Road Trip to Madison with Kids

Ah, Madison!  When isn’t it a fun road trip to visit Madison with kids?!

Whenever I return to Madison, it feels a bit like coming home.

Daddy O. and I called Madison home because we both went to college at UW-Madison. We first met on campus and actually lived in apartment buildings next to one another.  That’s the beginning of our love story in a nutshell.

Anyway, it is lovely to return to Madison as a couple and with our kids.

Most recently, we went as a family. I spent time with the kids at the Madison Children’s Museum.  It’s definitely one of our all time favorite museums that we’ve been to countless times through the years.

Now that our kids are getting older, they tend to gravitate to different exhibits, but still enjoy checking it out (yay)!

Madison Childrens Museum 2019

A few pictures from our visit to the Madison Children’s Museum

We love the rooftop garden with views of the state capitol (see top left image for a picture of my kids on the play structure on the roof).

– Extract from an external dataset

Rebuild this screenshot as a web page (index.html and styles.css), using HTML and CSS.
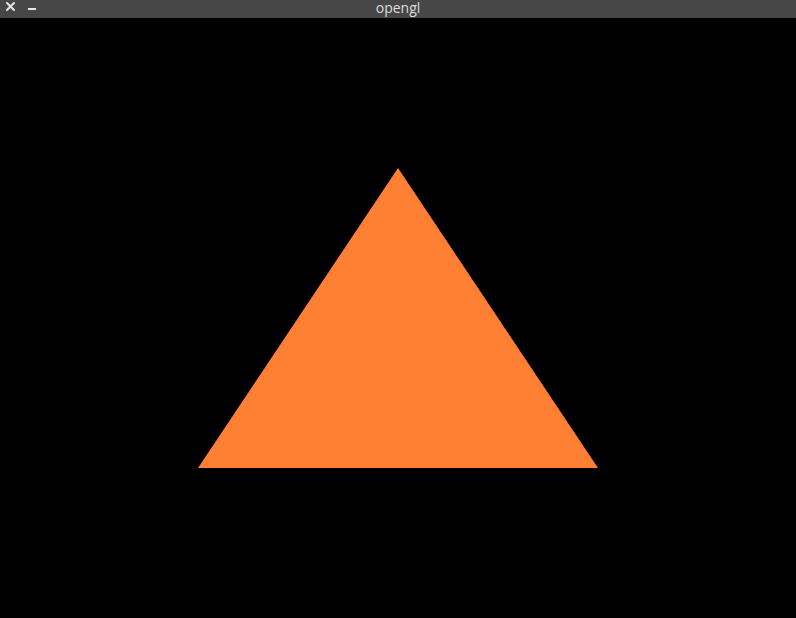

I love the art space, where kids can create from a variety of up cycled materials. They made a raft and a sling shot with popsicle sticks and LOTS of glue.  At another station, daughter painted on the windows.  There are so many cool things to check out in the art area and throughout the entire museum.

It was our first time discovering this giant fish and a pretend play lake area.

We also checked out the Urb Garden this time, located right off of the lowest level.

Every time we go there, my kids pose with the animals near the front door.  This time they chose to hug and make a goofy face by the penguin.

Madison Childrens Museum penguins

Colorful penguin near the entrance of the Madison Children’s Museum

After playing and eating our packed lunch at the museum, we decided it was time for Babcock ice cream at Memorial Union.

We all picked a different flavor: chocolate, cookies and cream, chocolate peanut butter (my favorite), and mocha chocolate chip (pretty good).

And it wouldn’t be a visit to the terrace without a picture in the giant chair.

UW Memorial Union

Big Sister and Little Brother – so hard to get a nice picture. Mama and Daddy O. at the Terrace.

As you can see, even at ages seven and nine, we don’t always manage to have both kids smiling at the same time.

Daddy O. and I are pros though, even making a W with our feet!

Madison is such a lovely city, and we sure had a great visit as a family.  We may be grooming our kids to be future Badgers….just maybe.

#onWisconsin

 

My Mom-cation in Atlanta

Way back in November, one of my very best friends (who happens to live out of state) asked what I wanted for my birthday.  I explained that it would be fun to just take a trip together.  I’d love to just hangout together!

And so, we scoured over airfares and researched travel destinations that would be warmer than Wisconsin and easier for us both to reach with a direct flight.

Atlanta was the perfect destination for our mom-cation. Yes, mom-cations are a thing, and science even proves that we need them, just read It’s science: Girls weekends boost mental health.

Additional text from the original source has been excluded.